• Exercise objective:
Repeat every line exactly, keeping the pictures out of the copy.
>> start
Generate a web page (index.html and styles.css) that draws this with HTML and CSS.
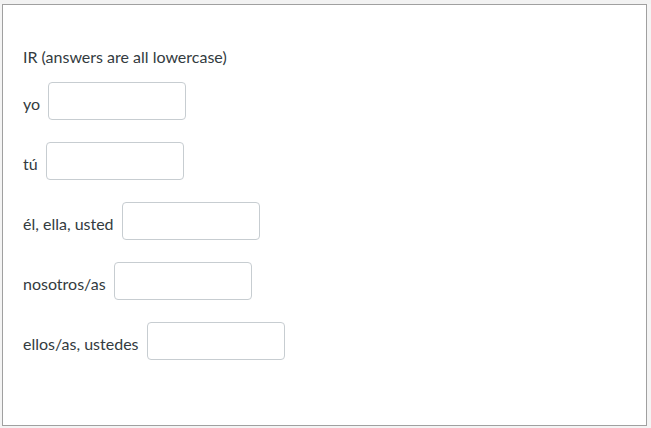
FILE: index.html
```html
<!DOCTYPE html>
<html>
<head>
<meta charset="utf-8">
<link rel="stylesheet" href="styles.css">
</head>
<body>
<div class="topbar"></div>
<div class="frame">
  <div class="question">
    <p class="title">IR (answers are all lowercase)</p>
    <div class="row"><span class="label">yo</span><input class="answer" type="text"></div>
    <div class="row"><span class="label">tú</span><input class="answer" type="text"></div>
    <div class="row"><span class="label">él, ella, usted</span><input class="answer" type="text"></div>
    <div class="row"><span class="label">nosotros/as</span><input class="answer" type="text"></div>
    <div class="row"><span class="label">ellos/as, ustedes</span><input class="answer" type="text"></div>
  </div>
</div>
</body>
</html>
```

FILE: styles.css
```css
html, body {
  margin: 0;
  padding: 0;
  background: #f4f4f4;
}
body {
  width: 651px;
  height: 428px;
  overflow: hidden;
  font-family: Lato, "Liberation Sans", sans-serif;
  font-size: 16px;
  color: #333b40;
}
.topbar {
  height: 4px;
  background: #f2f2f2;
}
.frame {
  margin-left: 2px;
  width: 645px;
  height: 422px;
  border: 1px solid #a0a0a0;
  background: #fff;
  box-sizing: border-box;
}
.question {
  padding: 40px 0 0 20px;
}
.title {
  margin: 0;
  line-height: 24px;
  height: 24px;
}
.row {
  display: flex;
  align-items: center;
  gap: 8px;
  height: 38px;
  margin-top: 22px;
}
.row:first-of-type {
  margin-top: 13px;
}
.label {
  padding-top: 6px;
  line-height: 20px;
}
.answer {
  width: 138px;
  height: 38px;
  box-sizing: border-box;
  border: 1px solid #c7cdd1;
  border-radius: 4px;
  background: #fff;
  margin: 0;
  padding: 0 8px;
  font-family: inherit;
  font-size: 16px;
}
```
>> end
• Output below:
Generate a web page (index.html and styles.css) that draws this with HTML and CSS.
FILE: index.html
```html
<!DOCTYPE html>
<html>
<head>
<meta charset="utf-8">
<link rel="stylesheet" href="styles.css">
</head>
<body>
<div class="topbar"></div>
<div class="frame">
  <div class="question">
    <p class="title">IR (answers are all lowercase)</p>
    <div class="row"><span class="label">yo</span><input class="answer" type="text"></div>
    <div class="row"><span class="label">tú</span><input class="answer" type="text"></div>
    <div class="row"><span class="label">él, ella, usted</span><input class="answer" type="text"></div>
    <div class="row"><span class="label">nosotros/as</span><input class="answer" type="text"></div>
    <div class="row"><span class="label">ellos/as, ustedes</span><input class="answer" type="text"></div>
  </div>
</div>
</body>
</html>
```

FILE: styles.css
```css
html, body {
  margin: 0;
  padding: 0;
  background: #f4f4f4;
}
body {
  width: 651px;
  height: 428px;
  overflow: hidden;
  font-family: Lato, "Liberation Sans", sans-serif;
  font-size: 16px;
  color: #333b40;
}
.topbar {
  height: 4px;
  background: #f2f2f2;
}
.frame {
  margin-left: 2px;
  width: 645px;
  height: 422px;
  border: 1px solid #a0a0a0;
  background: #fff;
  box-sizing: border-box;
}
.question {
  padding: 40px 0 0 20px;
}
.title {
  margin: 0;
  line-height: 24px;
  height: 24px;
}
.row {
  display: flex;
  align-items: center;
  gap: 8px;
  height: 38px;
  margin-top: 22px;
}
.row:first-of-type {
  margin-top: 13px;
}
.label {
  padding-top: 6px;
  line-height: 20px;
}
.answer {
  width: 138px;
  height: 38px;
  box-sizing: border-box;
  border: 1px solid #c7cdd1;
  border-radius: 4px;
  background: #fff;
  margin: 0;
  padding: 0 8px;
  font-family: inherit;
  font-size: 16px;
}
```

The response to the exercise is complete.